* [REQUIREMENT]: Print exactly the lines from the first one down to the line containing "const chevron = (d, w, h, sw", both ends included, with no pictures and nothing else.

* [STORED DATA]:
________________________
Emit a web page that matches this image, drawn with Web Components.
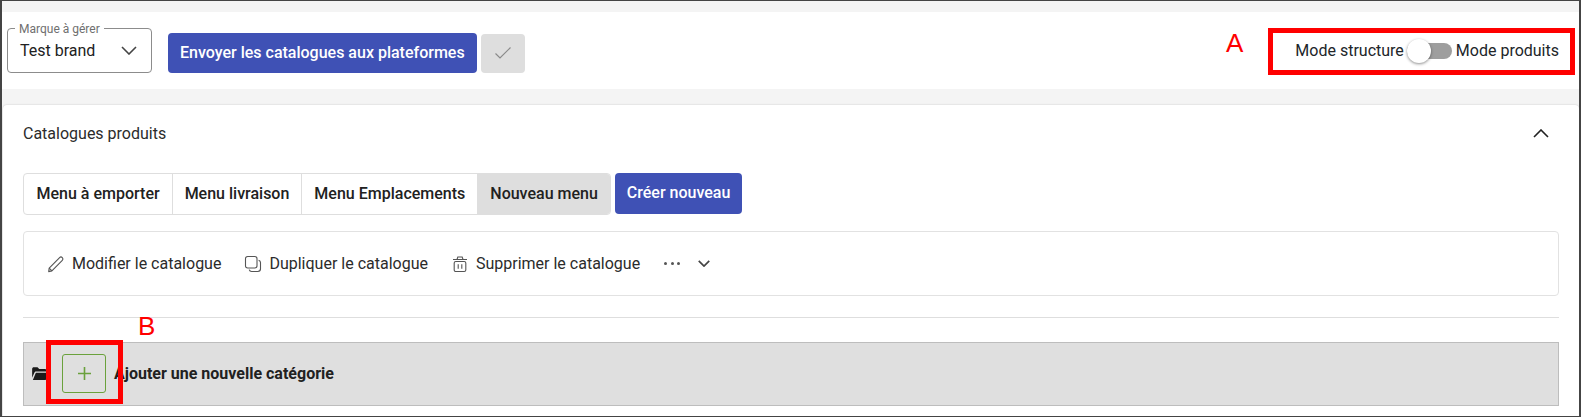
<!DOCTYPE html>
<html lang="fr">
<head>
<meta charset="utf-8">
<title>Catalogues produits</title>
<style>
  html, body { margin: 0; padding: 0; }
  body { font-family: Roboto, "Liberation Sans", sans-serif; color: #212529; }
</style>
</head>
<body>
<catalog-page>
  <top-bar slot="top">
    <brand-select label="Marque à gérer" value="Test brand"></brand-select>
    <send-button>Envoyer les catalogues aux plateformes</send-button>
    <mode-switch slot="end" left="Mode structure" right="Mode produits"></mode-switch>
  </top-bar>
  <catalog-card title="Catalogues produits">
    <tab-row>
      <tab-item>Menu à emporter</tab-item>
      <tab-item>Menu livraison</tab-item>
      <tab-item>Menu Emplacements</tab-item>
      <tab-item active>Nouveau menu</tab-item>
      <blue-button slot="after">Créer nouveau</blue-button>
    </tab-row>
    <catalog-toolbar>
      <tool-action icon="pencil">Modifier le catalogue</tool-action>
      <tool-action icon="copy">Dupliquer le catalogue</tool-action>
      <tool-action icon="trash">Supprimer le catalogue</tool-action>
      <more-actions></more-actions>
    </catalog-toolbar>
    <category-row>Ajouter une nouvelle catégorie</category-row>
  </catalog-card>
</catalog-page>

<script>
"use strict";

const chevron = (d, w, h, sw = 1.6) => `<svg width="${w}" height="${h}" viewBox="0 0 16 9" fill="none" stroke="currentColor" stroke-width="${sw}"><path d="${d}"/></svg>`;

const icons = {
  pencil: `<svg width="18" height="18" viewBox="0 0 18 18" fill="none" stroke="#555" stroke-width="1.1" stroke-linejoin="round"><path d="M2.2 13.2 12.6 2.6a1.9 1.9 0 0 1 2.7 2.7L4.9 15.9l-3.2.7z"/><path d="M2.2 13.2l2.7 2.7"/></svg>`,
  copy: `<svg width="18" height="18" viewBox="0 0 18 18" fill="none" stroke="#555" stroke-width="1.1"><rect x="1.5" y="1.5" width="11.5" height="11.5" rx="2.2"/><path d="M14.6 5.2c1.1.3 1.9 1.2 1.9 2.4v6.2c0 1.5-1.2 2.7-2.7 2.7H7.6c-1.2 0-2.1-.8-2.4-1.9"/></svg>`,
  trash: `<svg width="18" height="18" viewBox="0 0 18 18" fill="none" stroke="#555" stroke-width="1.1"><path d="M2 4.5h14M6 4.5 6.8 2h4.4l.8 2.5"/><rect x="3.2" y="6.5" width="11.6" height="10" rx="1.6"/><path d="M7.2 9.2v4.6M10.8 9.2v4.6"/></svg>`,
};

function define(name, css, markup) {
  customElements.define(name, class extends HTMLElement {
    connectedCallback() {
      if (this.shadowRoot) return;
      const shadow = this.attachShadow({ mode: "open" });
      const attr = (n) => this.getAttribute(n) || "";
      shadow.innerHTML = `<style>${css}</style>${typeof markup === "function" ? markup(attr) : markup}`;
    }
  });
}

define("catalog-page", `
  :host {
    display: flex;
    flex-direction: column;
    box-sizing: border-box;
    width: 1581px;
    height: 417px;
    overflow: hidden;
    background: #f4f4f4;
    border: solid #444;
    border-width: 1px 2px 1px 2px;
    padding-top: 11px;
  }
`, `<slot name="top"></slot><slot></slot>`);

define("top-bar", `
  :host {
    display: flex;
    align-items: center;
    box-sizing: border-box;
    height: 77px;
    margin-bottom: 16px;
    padding: 0 20px 0 5px;
    background: #fff;
    position: relative;
  }
  .end { margin-left: auto; display: flex; }
  .mark { position: absolute; left: 1224px; top: 18px; color: #f00; font: 26px "Liberation Sans", sans-serif; line-height: 26px; }
  .box { position: absolute; left: 1266px; top: 16px; width: 307px; height: 47px; box-sizing: border-box; border: 5px solid #f00; }
  .check { width: 44px; height: 39px; margin: 5px 0 0 4px; border-radius: 4px; background: #dedede; display: flex; align-items: center; justify-content: center; }
`, `<slot></slot>
  <div class="check"><svg width="18" height="14" viewBox="0 0 18 14" fill="none" stroke="#8a8a8a" stroke-width="1.2"><path d="M1.5 7.5 6 12 16.5 1.5"/></svg></div>
  <div class="end"><slot name="end"></slot></div>
  <span class="mark">A</span><div class="box"></div>`);

define("brand-select", `
  :host {
    display: flex;
    align-items: center;
    justify-content: space-between;
    box-sizing: border-box;
    position: relative;
    width: 145px;
    height: 45px;
    padding: 0 14px 0 12px;
    border: 1px solid #8c8c8c;
    border-radius: 4px;
    font-size: 16px;
    color: #212121;
  }
  label {
    position: absolute;
    left: 7px;
    top: -7px;
    padding: 0 4px;
    background: #fff;
    font-size: 12px;
    line-height: 14px;
    color: #6f6f6f;
  }
  svg { color: #444; }
`, (attr) => `<label>${attr("label")}</label><span>${attr("value")}</span>${chevron("M1 1l7 7 7-7", 16, 9)}`);

define("send-button", `
  :host {
    display: flex;
    align-items: center;
    box-sizing: border-box;
    height: 40px;
    margin: 5px 0 0 16px;
    padding: 0 12px 2px;
    background: #3f51b5;
    color: #fff;
    border-radius: 4px;
    font-size: 16px;
    font-weight: 500;
    white-space: nowrap;
  }
`, `<slot></slot>`);

define("blue-button", `
  :host {
    display: flex;
    align-items: center;
    box-sizing: border-box;
    height: 41px;
    margin-left: 4px;
    padding: 0 12px 2px;
    background: #3f51b5;
    color: #fff;
    border-radius: 4px;
    font-size: 16px;
    font-weight: 500;
    white-space: nowrap;
  }
`, `<slot></slot>`);

define("mode-switch", `
  :host {
    display: flex;
    align-items: center;
    font-size: 16px;
    color: #212529;
    white-space: nowrap;
  }
  .track {
    position: relative;
    width: 45px;
    height: 16px;
    margin: 0 4px 0 3px;
    border-radius: 8px;
    background: #9e9e9e;
  }
  .knob {
    position: absolute;
    left: 0;
    top: -4px;
    width: 24px;
    height: 24px;
    border-radius: 50%;
    background: #fff;
    box-shadow: 0 1px 3px rgba(0,0,0,.45);
  }
`, (attr) => `<span>${attr("left")}</span><div class="track"><div class="knob"></div></div><span>${attr("right")}</span>`);

define("catalog-card", `
  :host {
    display: block;
    flex: 1;
    box-sizing: border-box;
    margin: 0 0 0 1px;
    padding: 0 20px;
    background: #fff;
    border-radius: 4px 4px 0 0;
    box-shadow: 0 0 2px rgba(0,0,0,.2);
  }
  header {
    display: flex;
    align-items: center;
    justify-content: space-between;
    height: 56px;
    margin-bottom: 12px;
    font-size: 16px;
    color: #2b2b2b;
  }
  svg { margin-right: 10px; color: #212121; }
`, (attr) => `<header><span>${attr("title")}</span>${chevron("M1 8l7-7 7 7", 16, 9)}</header><slot></slot>`);

define("tab-row", `
  :host { display: flex; align-items: flex-start; height: 42px; }
  .tabs {
    display: flex;
    box-sizing: border-box;
    height: 42px;
    border: 1px solid #dedede;
    border-radius: 4px;
    overflow: hidden;
  }
`, `<div class="tabs"><slot></slot></div><slot name="after"></slot>`);

define("tab-item", `
  :host {
    display: flex;
    align-items: center;
    padding: 0 12px 2px;
    font-size: 16px;
    font-weight: 500;
    color: #212121;
    border-left: 1px solid #dedede;
    white-space: nowrap;
  }
  :host(:first-child) { border-left: none; padding-left: 12.5px; }
  :host([active]) { background: #dedede; }
`, `<slot></slot>`);

define("catalog-toolbar", `
  :host {
    display: flex;
    align-items: center;
    box-sizing: border-box;
    height: 65px;
    margin-top: 16px;
    padding: 0 23px;
    gap: 23px;
    border: 1px solid #e2e2e2;
    border-radius: 4px;
  }
`, `<slot></slot>`);

customElements.define("tool-action", class extends HTMLElement {
  connectedCallback() {
    const shadow = this.attachShadow({ mode: "open" });
    shadow.innerHTML = `<style>
      :host { display: flex; align-items: center; gap: 7px; font-size: 16px; color: #2b2b2b; white-space: nowrap; }
      svg { display: block; }
    </style>${icons[this.getAttribute("icon")]}<slot></slot>`;
  }
});

define("more-actions", `
  :host { display: flex; align-items: center; gap: 18px; margin-left: 1px; color: #444; }
  i { display: block; width: 3px; height: 3px; border-radius: 50%; background: #555; }
  .dots { display: flex; gap: 3.5px; }
`, `<div class="dots"><i></i><i></i><i></i></div>${chevron("M1 1l7 7 7-7", 12, 7, 2.2)}`);

define("category-row", `
  :host {
    display: block;
    position: relative;
    margin-top: 21px;
    padding-top: 24px;
    border-top: 1px solid #dedede;
    font-size: 16px;
    font-weight: 700;
    color: #212121;
    white-space: nowrap;
  }
  .row {
    display: flex;
    align-items: center;
    box-sizing: border-box;
    height: 64px;
    padding: 0 0 1px 8px;
    background: #dfdfdf;
    border: 1px solid #bdbdbd;
  }
  .folder { display: block; }
  .add {
    display: flex;
    align-items: center;
    justify-content: center;
    box-sizing: border-box;
    width: 44px;
    height: 39px;
    margin: 0 8px 0 13px;
    border: 1px solid #6aa13c;
    border-radius: 3px;
    background: #dfdfdf;
  }
  .box { position: absolute; left: 23px; top: 22px; width: 77px; height: 64px; box-sizing: border-box; border: 5px solid #f00; }
  .mark { position: absolute; left: 115px; top: -5px; color: #f00; font: 400 26px "Liberation Sans", sans-serif; line-height: 26px; }
`, `<div class="row"><svg class="folder" width="17" height="13" viewBox="0 0 18 14"><path fill="#1a1a1a" d="M0 2.2C0 1 .8.4 1.8.4h4l1.8 1.8h6c1 0 1.6.6 1.6 1.6v1H4.4c-1 0-1.6.4-2 1.3L0 11.6z"/><path fill="#1a1a1a" d="M4 6.2h13c.8 0 1.2.6.9 1.3l-2.3 5.4c-.3.7-.9 1.1-1.7 1.1H.8z"/></svg>
  <div class="add"><svg width="13" height="13" viewBox="0 0 13 13" stroke="#6aa13c" stroke-width="1.6"><path d="M6.5 0v13M0 6.5h13"/></svg></div>
  <slot></slot></div><div class="box"></div><span class="mark">B</span>`);
</script>
</body>
</html>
________________________
* [EXERCISE SOLUTION]:
Emit a web page that matches this image, drawn with Web Components.
<!DOCTYPE html>
<html lang="fr">
<head>
<meta charset="utf-8">
<title>Catalogues produits</title>
<style>
  html, body { margin: 0; padding: 0; }
  body { font-family: Roboto, "Liberation Sans", sans-serif; color: #212529; }
</style>
</head>
<body>
<catalog-page>
  <top-bar slot="top">
    <brand-select label="Marque à gérer" value="Test brand"></brand-select>
    <send-button>Envoyer les catalogues aux plateformes</send-button>
    <mode-switch slot="end" left="Mode structure" right="Mode produits"></mode-switch>
  </top-bar>
  <catalog-card title="Catalogues produits">
    <tab-row>
      <tab-item>Menu à emporter</tab-item>
      <tab-item>Menu livraison</tab-item>
      <tab-item>Menu Emplacements</tab-item>
      <tab-item active>Nouveau menu</tab-item>
      <blue-button slot="after">Créer nouveau</blue-button>
    </tab-row>
    <catalog-toolbar>
      <tool-action icon="pencil">Modifier le catalogue</tool-action>
      <tool-action icon="copy">Dupliquer le catalogue</tool-action>
      <tool-action icon="trash">Supprimer le catalogue</tool-action>
      <more-actions></more-actions>
    </catalog-toolbar>
    <category-row>Ajouter une nouvelle catégorie</category-row>
  </catalog-card>
</catalog-page>

<script>
"use strict";

const chevron = (d, w, h, sw = 1.6) => `<svg width="${w}" height="${h}" viewBox="0 0 16 9" fill="none" stroke="currentColor" stroke-width="${sw}"><path d="${d}"/></svg>`;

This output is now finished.